Pump it up

Pump it up

Hurricane Sandy devastated the northeast United States and affected millions. Dozens were killed with the death toll still on the rise. Approximately 8 million people were left without electricity in the wake of the storm when it hit late Monday, Oct. 29. Floodwaters submerged city streets and water filled basements of residents in the storm zone. Desperate cities cried out for help after the tragic storm. New York City called out and National Pump & Compressor answered that call.

National Pump & Compressor (NPC) is a Beaumont-based company that provides pumps, compressors, dryers and related equipment to businesses and municipalities. According to NPC, the company serves customers at 34 branches in 11 states throughout the United States. The company was recently called upon to provide equipment and assistance in New York City in response to flooding caused by Hurricane Sandy.

Allison Robbins, marketing manager for NPC, said 25 of the company’s employees are in New York and have been since Nov. 1, pumping water out of basements and subway tunnels and doing what they can to help restore normalcy for the residents there.

“There are public housing units in Far Rockaway (a neighborhood on the Rockaway Peninsula in the New York City borough of Queens) and Coney Island that are flooded with up to 6 feet of water in the basements,” Robbins said. “The residents have no power.”

“The basements and boiler rooms of these public housing units need to be pumped dry in order to restore electricity,” NPC pump sales engineer Craig Johnson said. “Tens of thousands of people live in these buildings, and they are relying on us.”

NPC Vice President Michael Nix is in New York with his team.

“We have been working nonstop since Wednesday,” Nix said. “We are working with environmental and industrial restoration firms as well as government disaster relief groups to dewater the New York City subway tunnels, as well as hundreds of basements all over the city. This is by far the largest disaster recovery effort we’ve made in our company’s history.”

Nix said in addition to pumping water out of the basements of the huge public housing buildings, they are also pumping water out of the Brooklyn-Battery Tunnel, officially known as the Hugh L. Carey Tunnel, a toll road in New York City that crosses under the East River at its mouth, connecting the borough of Brooklyn on Long Island with the borough of Manhattan. He said each side of the tunnel is flooded with approximately 47 million gallons of water.

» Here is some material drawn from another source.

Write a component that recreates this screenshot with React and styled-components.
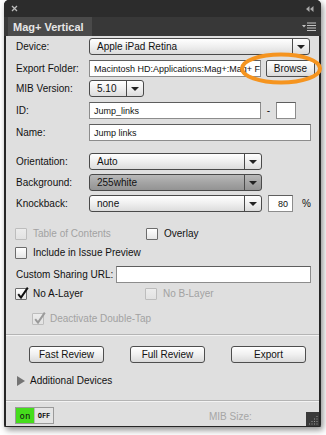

Nix said the company has more than 125 Pioneer pumps that are 6 inches or larger and 65 12-inch-pumps in New York to work with in the flood relief effort. He said the company is utilizing approximately 500 2- and 3-inch pumps for the endeavor. Thousands of feet of pipe and hose are ready and waiting to be used as needed. NPC also set up generators and light towers at sites all over New York.

“As far as equipment goes, we also have about 200 light towers set up around the city,” Nix explained. He said many of the light towers have diesel engines and have generators built into them. He said the police utilize the light to watch the city streets and perform what duties they must while dealing with the crises faced by New York residents post-Sandy.

“A lot of them have power strips plugged in and people are using them to charge their cell phones or whatever they need,” Nix said of the generators.

Nix said he saw neighborhoods full of cars “piled on top of each other” in the streets. “You can see where the surge has pushed the sand from the coast back into the city for miles in Coney Island where we are,” Nix said. “There are cars flooded everywhere, I mean they were submerged in water, and they are never going to run again. It’s been an eye-opening experience.”

Nix said the residents of the buildings he and his team are pumping are glad they are there.

“The people are very grateful for what we’re doing,” Nix said. “We’re doing everything we can to help.”

NPC President Bill Kiker said he is glad to be a part of the disaster relief efforts.

“This is an unprecedented recovery effort for us,” Kiker said. “We are proud to be able to support this city in its time of need.”

Nix said his team would be in New York all day, every day pumping out the floodwaters until the city is dry.

“We will be here as long as it takes to make sure New York City gets back on its feet,” said Nix.